Carden’s important contribution to military ballooning and the development of powered aircraft is well recorded, much of it undertaken after the loss of the lower half of his left arm in an early accident on Salisbury Plain - indeed Flight Magazine claimed at the time he was likely the only one-armed pilot in the world, a matter of no small significance owing to the fact the Dunne biplane’s steering and elevation was controlled by levers on each side of the pilot. An excellent account of him flying Mr. Dunne’s machine at Eastchurch is to be found in Flight Magazine, 22 June 1912, together with accompanying photographs taken by the designer’s sister - photographs that clearly show the revolutionary swept back wings (copies included).

In fact much might be written about this period in his career, whether his part in the maiden flight of the army balloon Nulli Secundus II in July 1908, or perhaps his part in the early experimental flights of Dunne’ aircraft at Blair Atholl; or, for that matter, his three mile flight around Laffin’s Plain at Aldershot with S. F. Cody in the Cody Biplane No. 1 in September 1909. However, by way of summary. the following extract from his obituary in the Royal Engineers Journal is quoted:

‘On returning from the West Indies in 1907 Carden became associated with military flying. His first appointment was Assistant Superintendent at the Balloon Factory, South Farnborough (now the Royal Aircraft Establishment). He was one of the "crew" on the Nulli Secundus, the first military airship, when it flew in its remodelled form in 1908. He was from 1910-13 also closely connected with the development of powered aircraft becoming one of a private syndicate of three, including Colonel J. E. Capper and the Marquis of Tullibardine, which endeavoured to develop for military purposes a monoplane designed initially by Lieutenant J. W. Dunne of the Wiltshire Regiment who had been invalided from the Army after the South African War. This officer had also developed gliders which showed a remarkable degree of inherent. stability in flights. Lack of funds available to the syndicate prevented their final development of the Dunne aircraft. Carden, however, gained his pilot's certificate by flying this type of machine. The French manufacturing rights of the aircraft were eventually acquired by the Astra Company and the British rights were bought by Armstrong Whitworth and, although neither firm actually pursued the development of the Dunne aircraft at the time, some of the ideas incorporated in its original design have been re-used in the tail-less type of aircraft with swept-back wings being developed today. When the Air Battalion R.E. was formed in 1911 Carden was given the appointment of Experimental Officer. With the formation of the Royal Flying Corps on 13 May 1912 the Air Battalion R.E. was disbanded, many of its personnel being absorbed into the newly-formed Corps. Carden, while still remaining a Sapper officer, stayed on at Farnborough and in August of that year he was made a Squadron-Leader R.F.C. with the temporary Army rank of Major.’

The Great War

A few days after the outbreak of hostilities in August 1914, Carden went out to France on attachment to the Staff of the Chief Engineer, Western Command, and served as C.O. of the R.F.C’s first aircraft park, remaining similarly employed until returning to the Home Establishment in January 1915. He was mentioned in despatches (London Gazette 17 February 1915 refers).

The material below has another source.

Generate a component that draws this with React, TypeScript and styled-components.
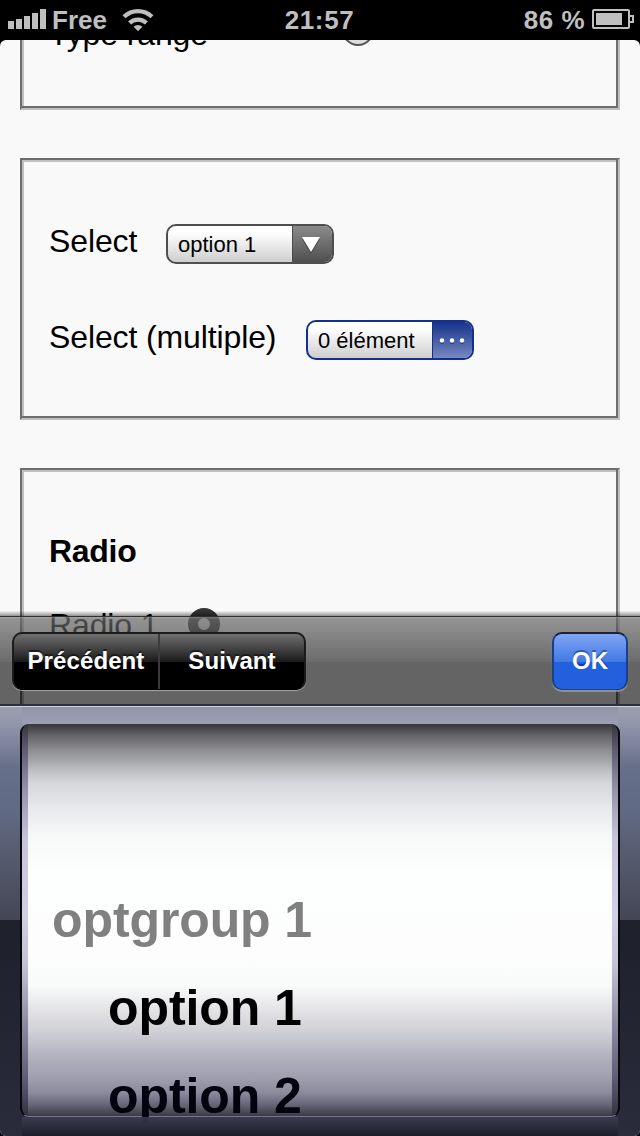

Having then served as a Deputy Assistant Director at the War Office, Carden served with the Egyptian Expeditionary Force, gaining “mentions” from Generals Murray and Allenby (London Gazettes 1 December 1916 and 16 January 1918 refer), prior to returning to the U.K. to take up an appointment on the Air Board. He was awarded the D.S.O. and ended the War as a Colonel at the Air Ministry.

The Latter Years

One newspaper obituary states:

‘After soldiering for 40 years, during which he was also one of the pioneers of Army ballooning, Colonel Carden retired. But not for long, for he later secured a job at the Royal Aircraft Establishment at Farnborough. It was not until a personnel questionnaire was circulated that it was discovered that he was 80 years old, and he was reluctantly retired for a second time.’

It has been said of Carden that his one fault was undue modesty, which, coupled with his gentlemanly manner, prevented him gaining the scale of recognition to which he was undoubtedly entitled. He died in Chippenham, Wiltshire, in April 1964, aged 90.

Sold with a large file of research, including copied extracts from Carden’s diaries 1908-9, in which he describes early activity in the Dunne aircraft at Blair Atholl.